In disgrazia alla fortuna e agli occhi degli uomini
Ammetto che la prima cosa a cui ho pensato guardando il finale di Butcher’s Crossing, di Gabe Polsky, è il sonetto 29 di Shakespeare: “Quando inviso alla fortuna e agli uomini”, un sonetto ambiguo, dove si sente tutto il peso di un destino ineluttabile come quello dei protagonisti di questo strano western.
La seconda, forse, più banale è Moby Dick. Arrivato nel piccolo paesino del Kansas Butcher’s Crossing, dove ci si occupa di pellame (in particolare quello dei bisonti), il giovane e ingenuo Will Andrews (Fred Hechinger) abbandona una vita agiata e trova sul suo cammino Miller (Nicolas Cage), il miglior cacciatore di bisonti nonché folle visionario che afferma di aver visto tra le colline del Montana un mare nero di bisonti promettendo alla Storia la più grande e ultima caccia della vita.
Accecato dal fascino pregno di caos calmo di Miller e dalla voglia di vivere un mondo che sta scomparendo (siamo dopo la Guerra di Secessione) e con lui il mito della frontiera, Will investe tutto ciò che ha in una spedizione che ha tutte le premesse di un rovinoso disastro. Will è Ishmael e Miller è assolutamente Ahab. Con loro in quella che è una vera folie à deux, Fred (Jeremy Bob) uno dei migliori scuoiatori in piazza, cinico amante delle donne che dovrà insegnare a Will il mestiere e il vecchio fedele compagno di Miller, Charlie (Xander Berkeley), ormai un alcolizzato dal braccio solo, moralista cattolico che riprende sempre Fred fino a sviluppare un vero odio nei suoi confronti. Ci sono tutti gli elementi per una tragedia shakespeariana: la natura indifferente; degli uomini che vivono ai margini della loro stessa anima a brandelli; la fine del secolo e la fine di un mondo (il loro); l’ossessione di Miller e lo sguardo vergine di Will; il trovarsi incastrati tra le montagne del Montana in pieno inverno in quella che doveva essere una caccia di tre settimane; violenza; solitudine and so on.

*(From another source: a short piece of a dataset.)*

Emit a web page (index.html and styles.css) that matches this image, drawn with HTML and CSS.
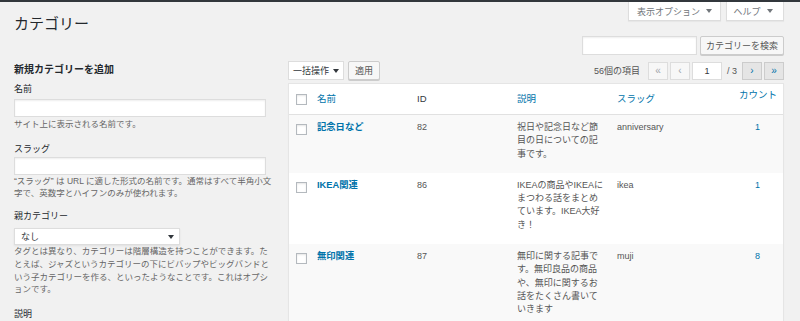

Tratto dal romanzo del genio di John Williams (il caso editoriale di Stoner pubblicato in vergognoso ritardo nel 2012 dovrebbe ricordarvi qualcosa) Butcher’s Crossing racconta a questa generazione woke e di attivisti del 5g, la strage dei bisonti perpetrata in America che portò, nel giro di una manciata di decenni, a una riduzione degli esemplari da milioni a poco meno di trecento . Il parallelismo tra l’inutile strage per fini puramente capitalistici, e quegli stessi uomini che li uccidono soggetti, più delle loro prede, alle spietate regole di mercato, funziona perfettamente: siamo come il pellame e valiamo il prezzo che il mercato o le persone abbienti decidono su di noi, in base a un puro capriccio o perché alcuni di noi sono segnati e “invisi alla fortuna e agli uomini”.

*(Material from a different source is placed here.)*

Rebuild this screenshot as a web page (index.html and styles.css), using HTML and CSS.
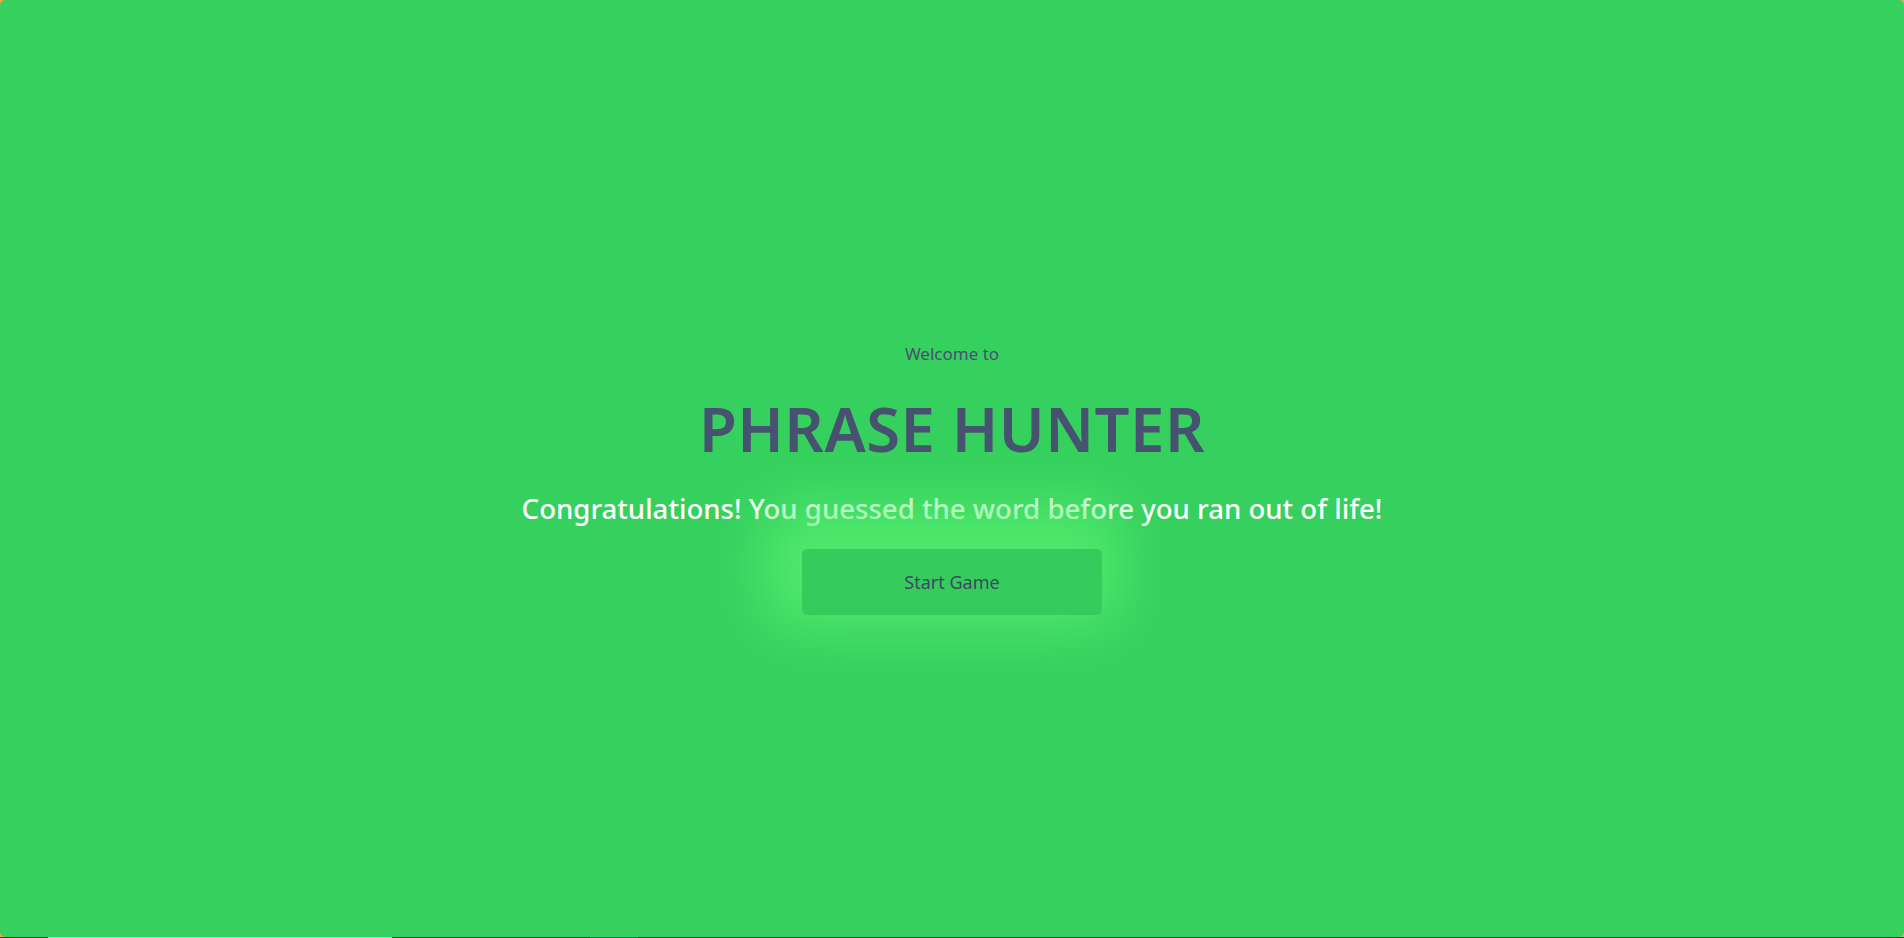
FILE: index.html
```html
<!DOCTYPE html>
<html lang="en">
<head>
<meta charset="utf-8">
<title>Phrase Hunter</title>
<link rel="stylesheet" href="styles.css">
</head>
<body>
<div class="page">
  <div class="overlay win">
    <p class="welcome">Welcome to</p>
    <h2 class="title">PHRASE HUNTER</h2>
    <h1 class="game-over-message">Congratulations! You guessed the word before you ran out of life!</h1>
    <button class="btn-reset">Start Game</button>
  </div>
  <div class="strip">
    <span class="seg seg-a"></span>
    <span class="seg seg-b"></span>
  </div>
</div>
</body>
</html>
```

FILE: styles.css
```css
html, body {
  margin: 0;
  padding: 0;
  height: 100%;
}
body {
  background: #f5a742;
  font-family: "Noto Sans", "Open Sans", sans-serif;
  overflow: hidden;
}
.page {
  height: 938px;
  display: flex;
  flex-direction: column;
}
.overlay {
  height: 937px;
  background: #36d05e;
  border-radius: 5px;
  display: flex;
  flex-direction: column;
  align-items: center;
  padding-top: 341px;
  box-sizing: border-box;
}
.welcome {
  margin: 0;
  font-size: 17px;
  line-height: 26px;
  color: #475270;
}
.title {
  margin: 28px 0 0;
  font-size: 61.5px;
  line-height: 66px;
  font-weight: 600;
  color: #475270;
  letter-spacing: 0.5px;
}
.game-over-message {
  margin: 28px 0 0;
  font-size: 27.6px;
  line-height: 38px;
  font-weight: 500;
  color: #ffffff;
}
.btn-reset {
  margin-top: 22px;
  width: 300px;
  height: 66px;
  border: none;
  border-radius: 5px;
  background: #35cc5d;
  color: #3b4a5e;
  font-family: inherit;
  font-size: 18px;
  box-shadow: -10px -16px 60px 28px rgba(86, 240, 112, 0.8);
}
.strip {
  height: 1px;
  background: #2f3a34;
  display: flex;
}
.seg-a {
  margin-left: 48px;
  width: 344px;
  background: #c9c9c9;
}
.seg-b {
  margin-left: 198px;
  width: 48px;
  background: #555;
}
```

La regia di Polski, qui al suo film migliore, pare divertirsi del destino di uomini così piccoli nel compiere un’opera così grande nella sua vacuità. Così come la fotografia di David Gallego rimane neutrale e si sbilancia solo a favore della natura, mettendo gli sfortunati protagonisti sotto la luce di impietosi colori primari. Una follia a due dicevamo, con un elemento dominante come Miller e uno più giovane e ingenuo come Will, che al ritorno dalla battuta di caccia troverà pace per un inconscio ormai devastato nel farsi purificare dal fuoco, il fuoco di Miller, dopo che la natura meravigliosa e indifferente lo ha battezzato nel sangue.